18. An electronic device, comprising:
a processor; and
a memory, configured for storing instructions executable by the processor, wherein
the processor is configured for reading the executable instructions from the memory and executing the executable instructions to implement the method for training a lane line intersection prediction model according to claim 7.
19. The electronic device according to claim 18, wherein the processing the sample image based on an initial lane line intersection prediction model to obtain a prediction lane line intersection category feature map comprises:
processing the sample image based on an initial first feature sub-model in the initial lane line intersection prediction model to obtain a prediction fusion feature map; and
performing feature extraction on the prediction fusion feature map based on an initial second feature sub-model in the initial lane line intersection prediction model to obtain the prediction lane line intersection category feature map.
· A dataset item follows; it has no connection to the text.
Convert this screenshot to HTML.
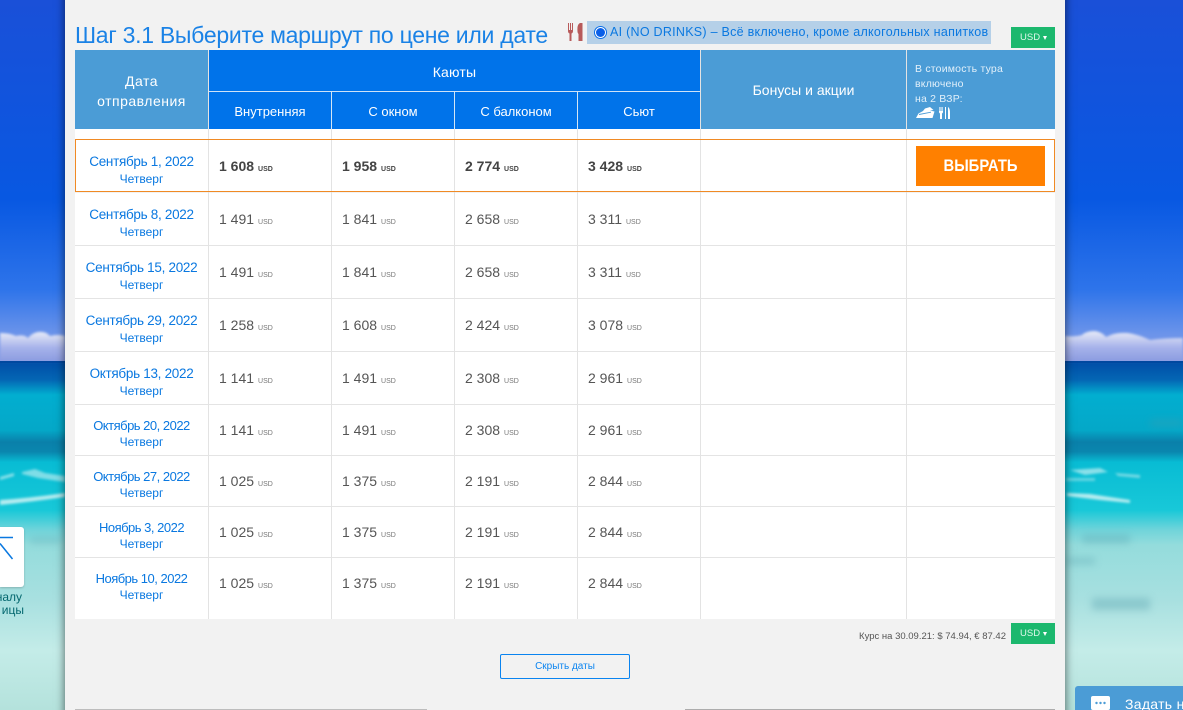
<!DOCTYPE html>
<html lang="ru"><head><meta charset="utf-8"><title>Шаг 3.1</title>
<style>
*{box-sizing:border-box}
html,body{margin:0;padding:0;width:1183px;height:710px;overflow:hidden;background:#b4e2dc;font-family:"Liberation Sans",sans-serif}
#wrap{position:absolute;left:0;top:0;width:1183px;height:710px;overflow:hidden}
.a,.r,.d,.w,.p,.l{position:absolute}
#bg{position:absolute;left:0;top:0}
#main{position:absolute;left:65px;top:-10px;width:1000px;height:730px;background:#f2f2f2;box-shadow:0 0 8px 1px rgba(0,0,0,.5)}
.t{position:absolute;white-space:nowrap}
.h{color:#fff;text-align:center}
.r{left:75px;width:980px;background:#fff;border-bottom:1px solid #e4e4e4}
.d{left:0;width:133px;text-align:center;color:#0a78e0;font-size:13px;line-height:16px;white-space:nowrap;letter-spacing:-.5px}
.d.b{font-size:13.5px;letter-spacing:-.3px}
.w{left:0;width:133px;text-align:center;color:#0a78e0;font-size:12px;line-height:16px}
.p{font-size:14px;line-height:16px;color:#555;white-space:nowrap}
.p small{font-size:7px;margin-left:4px;color:#777}
.b1 .p{font-weight:bold;color:#444}
.b1 .p small{color:#444}
.l{width:1px;background:#e3e3e3;top:129px;height:490px}
.lh{width:1px;background:#d5e6f5;position:absolute}
.usd{position:absolute;left:1011px;width:44px;height:21px;background:#1cb86e;color:#dff7ea;font-size:9.5px;line-height:21px;padding-left:9px}
.usd i{position:absolute;left:32px;top:9px;width:0;height:0;border-left:2.5px solid transparent;border-right:2.5px solid transparent;border-top:4px solid #fff}
</style></head>
<body>
<div id="wrap">
<svg id="bg" width="1183" height="710" viewBox="0 0 1183 710">
<defs>
<linearGradient id="sky" x1="0" y1="0" x2="0" y2="1"><stop offset="0" stop-color="#1a50d8"/><stop offset=".55" stop-color="#0858e2"/><stop offset=".8" stop-color="#2e74ea"/><stop offset=".92" stop-color="#6a93ea"/><stop offset="1" stop-color="#8a9ee6"/></linearGradient>
<linearGradient id="sea" x1="0" y1="0" x2="0" y2="1">
<stop offset="0" stop-color="#004ca6"/><stop offset=".054" stop-color="#0466b4"/><stop offset=".097" stop-color="#02aed0"/><stop offset=".198" stop-color="#04a8c8"/><stop offset=".232" stop-color="#0a80aa"/><stop offset=".26" stop-color="#0a86ae"/><stop offset=".29" stop-color="#08bcd4"/><stop offset=".427" stop-color="#18c8d8"/><stop offset=".484" stop-color="#70d4da"/><stop offset=".527" stop-color="#94dcdc"/><stop offset=".685" stop-color="#a8e0e0"/><stop offset=".83" stop-color="#c4ece8"/><stop offset="1" stop-color="#b4e2dc"/>
</linearGradient>
<linearGradient id="cl" x1="0" y1="0" x2="0" y2="1"><stop offset="0" stop-color="#e8ecf8"/><stop offset=".3" stop-color="#c4ccf0"/><stop offset=".55" stop-color="#a6b2ea"/><stop offset="1" stop-color="#8c9ce0"/></linearGradient>
<filter id="bl"><feGaussianBlur stdDeviation="1.200"/></filter>
<filter id="bl2"><feGaussianBlur stdDeviation="4"/></filter>
</defs>
<rect width="1183" height="362" fill="url(#sky)"/>
<rect y="361" width="1183" height="349" fill="url(#sea)"/>
<path d="M0 333Q10 333 16 336Q24 334 28 338Q32 333 38 332Q46 331 50 336Q58 334 65 336V361H0Z" fill="url(#cl)" filter="url(#bl)"/>
<path d="M1065 336Q1075 337 1082 335Q1086 331 1095 331Q1102 332 1106 337Q1115 332 1128 333Q1140 335 1150 340Q1165 338 1183 338V361H1065Z" fill="url(#cl)" filter="url(#bl)"/>
<rect x="0" y="361" width="65" height="2" fill="#0048a0"/><rect x="1065" y="361" width="118" height="2" fill="#0048a0"/>
<g filter="url(#bl)" fill="#dff6f6">
<path d="M0 500Q30 498 65 493V497Q30 502 0 505Z" opacity=".8"/>
<path d="M0 477L14 473V476L0 480Z" opacity=".6"/>
<path d="M22 472L35 469L45 473L65 476V482L38 478L22 474Z" opacity=".55"/>
<path d="M1067 493L1090 494L1130 500L1130 503L1100 500L1067 496Z" opacity=".8"/>
<path d="M1070 470L1100 468L1108 472L1085 475Z" opacity=".6"/>
<path d="M1115 473L1140 475V478L1118 476Z" opacity=".5"/>
<path d="M1066 478H1095V481H1066Z" opacity=".4"/>
</g>
<g filter="url(#bl2)" fill="#4f9aa8" opacity=".35">
<path d="M1082 535H1130V543H1082Z"/><path d="M1066 558H1095V564H1066Z"/><path d="M1092 598H1150V610H1092Z"/>
<path d="M1150 420H1183V426H1150Z"/><path d="M30 538H60V543H30Z"/>
</g>
</svg>

<div class="a" style="left:0;top:527px;width:24px;height:60px;background:#fff;border-radius:0 3px 3px 0;box-shadow:0 1px 2px rgba(0,0,0,.2)">
<svg width="24" height="60" style="display:block"><path d="M0 10.500H13M0 16.500L12.500 32" stroke="#0a78e0" stroke-width="1.500" fill="none"/></svg>
</div>
<div class="t" style="right:1161px;top:591px;font-size:12px;line-height:13px;color:#04686f">налу</div>
<div class="t" style="right:1159px;top:604px;font-size:12px;line-height:13px;color:#04686f">ицы</div>

<div id="main"></div>

<div class="t" style="left:75px;top:20px;font-size:23px;line-height:30px;color:#1a82e6;letter-spacing:-.27px">Шаг 3.1 Выберите маршрут по цене или дате</div>

<svg class="a" style="left:566px;top:22px" width="18" height="20" viewBox="0 0 18 20"><path d="M2 1V9Q2 11 3.500 11.500V19H5.500V11.500Q7 11 7 9V1H6V8H5V1H4V8H3V1ZM12.500 19V12Q11 11 11.500 5Q12 2 14 1H16.500V19Z" fill="#b85a5a"/></svg>
<div class="a" style="left:587px;top:21px;width:404px;height:23px;background:#b5d0e8"></div>
<div class="a" style="left:594px;top:26px;width:13px;height:13px;border-radius:50%;background:#fff;border:1px solid #0a6fe8"></div>
<div class="a" style="left:596px;top:28px;width:9px;height:9px;border-radius:50%;background:#0a5fe8"></div>
<div class="t" style="left:610px;top:24px;font-size:12.500px;line-height:17px;color:#0a78e0;letter-spacing:.27px">AI (NO DRINKS) – Всё включено, кроме алкогольных напитков</div>

<div class="usd" style="top:27px">USD<i></i></div>

<!-- header -->
<div class="a" style="left:75px;top:50px;width:133px;height:79px;background:#4b9cd6"></div>
<div class="a" style="left:209px;top:50px;width:491px;height:79px;background:#0073ea"></div>
<div class="a" style="left:701px;top:50px;width:205px;height:79px;background:#4b9cd6"></div>
<div class="a" style="left:907px;top:50px;width:148px;height:79px;background:#4b9cd6"></div>
<div class="a" style="left:209px;top:91px;width:491px;height:1px;background:#cfe3f8"></div>
<div class="lh" style="left:331px;top:91px;height:38px"></div>
<div class="lh" style="left:454px;top:91px;height:38px"></div>
<div class="lh" style="left:577px;top:91px;height:38px"></div>
<div class="t h" style="left:75px;top:71px;width:133px;font-size:14px;line-height:20px;letter-spacing:.5px">Дата<br>отправления</div>
<div class="t h" style="left:209px;top:63px;width:491px;font-size:14px;line-height:18px;letter-spacing:.2px">Каюты</div>
<div class="t h" style="left:209px;top:103px;width:122px;font-size:13px;line-height:17px">Внутренняя</div>
<div class="t h" style="left:332px;top:103px;width:122px;font-size:13px;line-height:17px">С окном</div>
<div class="t h" style="left:455px;top:103px;width:122px;font-size:13px;line-height:17px">С балконом</div>
<div class="t h" style="left:578px;top:103px;width:122px;font-size:13px;line-height:17px">Сьют</div>
<div class="t h" style="left:701px;top:81px;width:205px;font-size:14px;line-height:18px">Бонусы и акции</div>
<div class="t" style="left:915px;top:62px;font-size:10.500px;line-height:15px;color:#e2f0fa;letter-spacing:.2px">В стоимость тура<br>включено<br>на 2 ВЗР:</div>
<svg class="a" style="left:915px;top:105px" width="38" height="15" viewBox="0 0 38 15"><path d="M1 13L3.500 8.500L8 6L10 3.500L15 2L18.500 5L15 5.500L19.500 6.500L17.500 13Z" fill="#fff"/><path d="M4 9L16 6.800V7.600L4 10Z" fill="#4b9cd6"/><path d="M24 2V7Q24 8 25 8.500V14H27V8.500Q28 8 28 7V2H27.400V6H26.500V2H25.500V6H24.600V2ZM30 2H31V14H30ZM33 2Q35 3 35 8V14H33Z" fill="#fff"/></svg>

<!-- rows -->
<div class="r b1" style="top:140px;height:52px;border:0">
<div class="d b" style="top:14px">Сентябрь 1, 2022</div><div class="w" style="top:31px">Четверг</div>
<div class="p" style="left:144px;top:18px">1 608<small>USD</small></div><div class="p" style="left:267px;top:18px">1 958<small>USD</small></div><div class="p" style="left:390px;top:18px">2 774<small>USD</small></div><div class="p" style="left:513px;top:18px">3 428<small>USD</small></div>
</div>
<div class="r" style="top:193px;height:53px">
<div class="d b" style="top:14px">Сентябрь 8, 2022</div><div class="w" style="top:31px">Четверг</div>
<div class="p" style="left:144px;top:18px">1 491<small>USD</small></div><div class="p" style="left:267px;top:18px">1 841<small>USD</small></div><div class="p" style="left:390px;top:18px">2 658<small>USD</small></div><div class="p" style="left:513px;top:18px">3 311<small>USD</small></div>
</div>
<div class="r" style="top:246px;height:53px">
<div class="d b" style="top:14px">Сентябрь 15, 2022</div><div class="w" style="top:31px">Четверг</div>
<div class="p" style="left:144px;top:18px">1 491<small>USD</small></div><div class="p" style="left:267px;top:18px">1 841<small>USD</small></div><div class="p" style="left:390px;top:18px">2 658<small>USD</small></div><div class="p" style="left:513px;top:18px">3 311<small>USD</small></div>
</div>
<div class="r" style="top:299px;height:53px">
<div class="d b" style="top:14px">Сентябрь 29, 2022</div><div class="w" style="top:31px">Четверг</div>
<div class="p" style="left:144px;top:18px">1 258<small>USD</small></div><div class="p" style="left:267px;top:18px">1 608<small>USD</small></div><div class="p" style="left:390px;top:18px">2 424<small>USD</small></div><div class="p" style="left:513px;top:18px">3 078<small>USD</small></div>
</div>
<div class="r" style="top:352px;height:53px">
<div class="d b" style="top:14px">Октябрь 13, 2022</div><div class="w" style="top:31px">Четверг</div>
<div class="p" style="left:144px;top:18px">1 141<small>USD</small></div><div class="p" style="left:267px;top:18px">1 491<small>USD</small></div><div class="p" style="left:390px;top:18px">2 308<small>USD</small></div><div class="p" style="left:513px;top:18px">2 961<small>USD</small></div>
</div>
<div class="r" style="top:405px;height:51px">
<div class="d" style="top:13px">Октябрь 20, 2022</div><div class="w" style="top:29px">Четверг</div>
<div class="p" style="left:144px;top:17px">1 141<small>USD</small></div><div class="p" style="left:267px;top:17px">1 491<small>USD</small></div><div class="p" style="left:390px;top:17px">2 308<small>USD</small></div><div class="p" style="left:513px;top:17px">2 961<small>USD</small></div>
</div>
<div class="r" style="top:456px;height:51px">
<div class="d" style="top:13px">Октябрь 27, 2022</div><div class="w" style="top:29px">Четверг</div>
<div class="p" style="left:144px;top:17px">1 025<small>USD</small></div><div class="p" style="left:267px;top:17px">1 375<small>USD</small></div><div class="p" style="left:390px;top:17px">2 191<small>USD</small></div><div class="p" style="left:513px;top:17px">2 844<small>USD</small></div>
</div>
<div class="r" style="top:507px;height:51px">
<div class="d" style="top:13px">Ноябрь 3, 2022</div><div class="w" style="top:29px">Четверг</div>
<div class="p" style="left:144px;top:17px">1 025<small>USD</small></div><div class="p" style="left:267px;top:17px">1 375<small>USD</small></div><div class="p" style="left:390px;top:17px">2 191<small>USD</small></div><div class="p" style="left:513px;top:17px">2 844<small>USD</small></div>
</div>
<div class="r" style="top:558px;height:61px;border:0">
<div class="d" style="top:13px">Ноябрь 10, 2022</div><div class="w" style="top:29px">Четверг</div>
<div class="p" style="left:144px;top:17px">1 025<small>USD</small></div><div class="p" style="left:267px;top:17px">1 375<small>USD</small></div><div class="p" style="left:390px;top:17px">2 191<small>USD</small></div><div class="p" style="left:513px;top:17px">2 844<small>USD</small></div>
</div>
<div class="a" style="left:75px;top:129px;width:980px;height:11px;background:#fff"></div>

<div class="l" style="left:208px;top:50px;height:569px"></div>
<div class="l" style="left:331px"></div><div class="l" style="left:454px"></div><div class="l" style="left:577px"></div>
<div class="l" style="left:700px;top:50px;height:569px"></div><div class="l" style="left:906px;top:50px;height:569px"></div>

<div class="a" style="left:75px;top:139px;width:980px;height:53px;border:1px solid #f08a24"></div>
<div class="a" style="left:916px;top:146px;width:129px;height:40px;background:#ff8000;color:#fff;font-weight:bold;font-size:17px;line-height:40px;text-align:center"><span style="display:inline-block;transform:scaleX(.87)">ВЫБРАТЬ</span></div>

<div class="t" style="right:177px;top:630px;font-size:9.500px;line-height:13px;color:#555">Курс на 30.09.21: $ 74.94, € 87.42</div>
<div class="usd" style="top:623px">USD<i></i></div>

<div class="a" style="left:500px;top:654px;width:130px;height:25px;border:1px solid #0a84f0;border-radius:2px;color:#0a84f0;font-size:10px;line-height:23px;text-align:center">Скрыть даты</div>

<div class="a" style="left:75px;top:709px;width:352px;height:1px;background:#bdbdbd"></div>
<div class="a" style="left:685px;top:709px;width:370px;height:1px;background:#adadad"></div>

<div class="a" style="left:1075px;top:686px;width:108px;height:24px;background:#4b9cd6;border-radius:3px 0 0 0"></div>
<svg class="a" style="left:1090px;top:695px" width="22" height="15" viewBox="0 0 22 15"><rect x="1" y="1" width="19" height="14" rx="2" fill="#fff"/><circle cx="6.500" cy="8" r="1.200" fill="#4b9cd6"/><circle cx="10.500" cy="8" r="1.200" fill="#4b9cd6"/><circle cx="14.500" cy="8" r="1.200" fill="#4b9cd6"/></svg>
<div class="t" style="left:1125px;top:695px;font-size:14px;line-height:18px;color:#fff;letter-spacing:.3px">Задать на</div>
</div>
</body></html>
20. The electronic device according to claim 18, wherein the performing iterative training on the initial lane line intersection prediction model by using the prediction lane line intersection category feature map as an initial training output of the initial lane line intersection prediction model and using the sample heatmap as supervisory information to obtain a trained lane line intersection prediction model comprises:
performing filtering processing on the sample heatmap to obtain a sample lane line intersection category feature map;
determining a classification loss value based on the sample lane line intersection category feature map and the prediction lane line intersection category feature map; and
iteratively updating the initial lane line intersection prediction model based on the classification loss value to obtain the trained lane line intersection prediction model.